Form creators in education, marketing, HR, and small-business operations get the most out of this pair, specifically when the native link's one-to-one mapping breaks down.
The patterns in the wild cluster around four shapes. First is response fan-out: a single Forms response with a multi-select question becomes multiple rows in a Sheet, one per selected option — useful for event sign-ups, team rosters, and product interest surveys.
Second is conditional routing: responses go to different Sheets based on an answer ("department: Sales" → Sales tracker, "department: Support" → Support queue) without the submitter seeing the difference. Third is multi-destination fan-out: the same response writes to a Sheets tracker, posts to a Slack channel, and creates a CRM record, keeping one source of truth across three tools.

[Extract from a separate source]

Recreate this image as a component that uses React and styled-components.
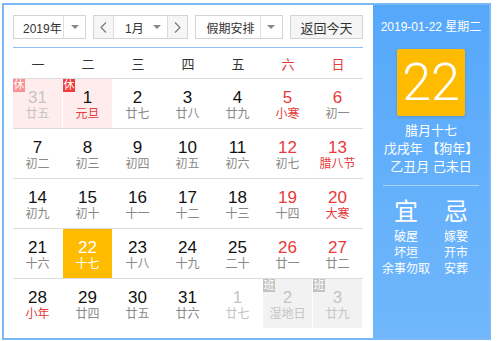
import styled, { createGlobalStyle } from "styled-components";

const GlobalStyle = createGlobalStyle`
  body {
    margin: 0;
    background: #fff;
    font-family: "Liberation Sans", "Noto Sans CJK SC", sans-serif;
  }
`;

const Widget = styled.div`
  margin: 3px 0 0 2px;
  width: 485px;
  height: 333px;
  border: 2px solid #7ab8f7;
  display: flex;
  background: #fff;
`;

const Main = styled.div`
  width: 350px;
  padding: 10px 10px 0 9px;
`;

const Toolbar = styled.div`
  display: flex;
  align-items: center;
  height: 24px;
`;

const Select = styled.div`
  display: flex;
  height: 22px;
  width: ${(p) => p.w}px;
  border: 1px solid #d3d3d3;
  margin-right: 7px;
  font-size: 12px;
  color: #333;
  background: #fff;
`;

const SelectText = styled.div`
  flex: 1;
  display: flex;
  align-items: center;
  padding-left: ${(p) => p.pl || 9}px;
`;

const Arrow = styled.div`
  width: 21px;
  display: flex;
  align-items: center;
  justify-content: center;
  border-left: ${(p) => (p.line ? "1px solid #e0e0e0" : "none")};
  &::after {
    content: "";
    border-left: 4px solid transparent;
    border-right: 4px solid transparent;
    border-top: 4px solid #888;
  }
`;

const Step = styled.div`
  width: 19px;
  display: flex;
  align-items: center;
  justify-content: center;
  background: #f6f6f6;
  border-left: ${(p) => (p.right ? "1px solid #dcdcdc" : "none")};
  border-right: ${(p) => (p.right ? "none" : "1px solid #dcdcdc")};
`;

const TodayButton = styled.div`
  margin-left: auto;
  width: 73px;
  height: 22px;
  border: 1px solid #d3d3d3;
  background: #f5f5f5;
  font-size: 13px;
  color: #333;
  display: flex;
  align-items: center;
  justify-content: center;
`;

const Divider = styled.div`
  height: 1px;
  background: #8dc0f5;
  margin-top: 8px;
`;

const WeekRow = styled.div`
  display: grid;
  grid-template-columns: repeat(7, 50px);
  height: 30px;
  align-items: center;
`;

const WeekName = styled.div`
  text-align: center;
  font-size: 13px;
  color: ${(p) => (p.red ? "#e83a3a" : "#333")};
`;

const Row = styled.div`
  display: flex;
  border-top: 1px solid #dcdcdc;
  height: 49px;
`;

const bgFor = (p) => {
  if (p.today) return "#ffbb00";
  if (p.rest) return "#ffeded";
  if (p.work) return "#f2f2f2";
  return "transparent";
};

const Cell = styled.div`
  position: relative;
  width: 49px;
  margin-right: 1px;
  height: 49px;
  background: ${bgFor};
  text-align: center;
  padding-top: 10px;
  box-sizing: border-box;
`;

const Num = styled.div`
  font-size: 17px;
  line-height: 18px;
  color: ${(p) => p.c};
`;

const Lunar = styled.div`
  font-size: 12px;
  line-height: 14px;
  color: ${(p) => p.c};
`;

const Badge = styled.span`
  position: absolute;
  left: 0;
  top: 0;
  width: 12px;
  height: 13px;
  line-height: 13px;
  font-size: 11px;
  color: #fff;
  text-align: center;
  background: ${(p) => p.bg};
`;

const Side = styled.div`
  width: 118px;
  margin-left: auto;
  background: linear-gradient(#56a8fb, #70b7fb);
  color: #fff;
  text-align: center;
  padding-top: 14px;
  box-sizing: border-box;
`;

const DateLine = styled.div`
  font-size: 12px;
  line-height: 16px;
`;

const BigDay = styled.div`
  margin: 14px auto 0;
  width: 68px;
  height: 67px;
  background: #ffbb00;
  border-radius: 2px;
  box-shadow: 0 1px 3px rgba(0, 0, 0, 0.15);
  font-family: Roboto, "Liberation Sans", sans-serif;
  font-weight: 300;
  font-size: 52px;
  line-height: 67px;
`;

const LunarInfo = styled.div`
  margin-top: 6px;
  font-size: 13px;
  line-height: 18px;
`;

const SideRule = styled.div`
  height: 1px;
  margin: 9px 10px 0;
  background: rgba(255, 255, 255, 0.45);
`;

const Advice = styled.div`
  display: grid;
  grid-template-columns: 1fr 1fr;
  padding: 11px 8px 0;
`;

const AdviceCol = styled.div`
  display: flex;
  flex-direction: column;
  align-items: center;
`;

const AdviceHead = styled.div`
  font-size: 24px;
  line-height: 30px;
  margin-bottom: 2px;
`;

const AdviceItem = styled.div`
  font-size: 12px;
  line-height: 16px;
`;

const Chevron = ({ dir }) => (
  <svg width="7" height="11" viewBox="0 0 7 11">
    <polyline
      points={dir === "l" ? "6,0.5 1,5.5 6,10.5" : "1,0.5 6,5.5 1,10.5"}
      fill="none"
      stroke="#777"
      strokeWidth="1.1"
    />
  </svg>
);

// [day, lunar, flags] flags: o other month, w weekend, f festival, r rest, b work, t today
const weeks = [
  [["31", "廿五", "or"], ["1", "元旦", "fr"], ["2", "廿七"], ["3", "廿八"], ["4", "廿九"], ["5", "小寒", "wf"], ["6", "初一", "w"]],
  [["7", "初二"], ["8", "初三"], ["9", "初四"], ["10", "初五"], ["11", "初六"], ["12", "初七", "w"], ["13", "腊八节", "wf"]],
  [["14", "初九"], ["15", "初十"], ["16", "十一"], ["17", "十二"], ["18", "十三"], ["19", "十四", "w"], ["20", "大寒", "wf"]],
  [["21", "十六"], ["22", "十七", "t"], ["23", "十八"], ["24", "十九"], ["25", "二十"], ["26", "廿一", "w"], ["27", "廿二", "w"]],
  [["28", "小年", "f"], ["29", "廿四"], ["30", "廿五"], ["31", "廿六"], ["1", "廿七", "o"], ["2", "湿地日", "ob"], ["3", "廿九", "ob"]],
];

function DayCell({ day, lunar, flags = "" }) {
  const other = flags.includes("o");
  const today = flags.includes("t");
  let numColor = flags.includes("w") ? "#e83a3a" : "#111";
  let lunarColor = flags.includes("f") ? "#e83a3a" : "#888";
  if (other) {
    numColor = "#c4c4c4";
    lunarColor = "#c4c4c4";
  }
  if (today) {
    numColor = "#fff";
    lunarColor = "#fff";
  }
  return (
    <Cell today={today} rest={flags.includes("r")} work={flags.includes("b")}>
      {flags.includes("r") && <Badge bg={other ? "#fb8f8f" : "#f43a3a"}>休</Badge>}
      {flags.includes("b") && <Badge bg="#c2c2c2">班</Badge>}
      <Num c={numColor}>{day}</Num>
      <Lunar c={lunarColor}>{lunar}</Lunar>
    </Cell>
  );
}

export default function App() {
  return (
    <>
      <GlobalStyle />
      <Widget>
        <Main>
          <Toolbar>
            <Select w={73}>
              <SelectText>2019年</SelectText>
              <Arrow line />
            </Select>
            <Select w={96}>
              <Step>
                <Chevron dir="l" />
              </Step>
              <SelectText pl={11}>1月</SelectText>
              <Arrow />
              <Step right>
                <Chevron dir="r" />
              </Step>
            </Select>
            <Select w={88}>
              <SelectText pl={10}>假期安排</SelectText>
              <Arrow line />
            </Select>
            <TodayButton>返回今天</TodayButton>
          </Toolbar>
          <Divider />
          <WeekRow>
            {["一", "二", "三", "四", "五", "六", "日"].map((d, i) => (
              <WeekName key={d} red={i > 4}>
                {d}
              </WeekName>
            ))}
          </WeekRow>
          {weeks.map((week, i) => (
            <Row key={i}>
              {week.map(([day, lunar, flags], j) => (
                <DayCell key={j} day={day} lunar={lunar} flags={flags} />
              ))}
            </Row>
          ))}
        </Main>
        <Side>
          <DateLine>2019-01-22 星期二</DateLine>
          <BigDay>22</BigDay>
          <LunarInfo>
            <div>腊月十七</div>
            <div>戊戌年 【狗年】</div>
            <div>乙丑月 己未日</div>
          </LunarInfo>
          <SideRule />
          <Advice>
            <AdviceCol>
              <AdviceHead>宜</AdviceHead>
              <AdviceItem>破屋</AdviceItem>
              <AdviceItem>坏垣</AdviceItem>
              <AdviceItem>余事勿取</AdviceItem>
            </AdviceCol>
            <AdviceCol>
              <AdviceHead>忌</AdviceHead>
              <AdviceItem>嫁娶</AdviceItem>
              <AdviceItem>开市</AdviceItem>
              <AdviceItem>安葬</AdviceItem>
            </AdviceCol>
          </Advice>
        </Side>
      </Widget>
    </>
  );
}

Fourth is cross-form aggregation: five separate intake forms (lead, feedback, bug, feature-request, contact) feed one master tracker where each response lands in the right column group. Each pattern is a workflow the native Link to Sheets button can't express.
If your use case is one form, one sheet, no transformations, native is right and iPaaS adds cost for nothing.
That's the first and most important limit. The second is scale: a form generating 30,000 responses per month running a 3-action Zap (filter + route + create row) consumes 90,000 tasks monthly, which sits well above Zapier's affordable tiers and inverts badly against a single Google Apps Script trigger that handles the same logic for free.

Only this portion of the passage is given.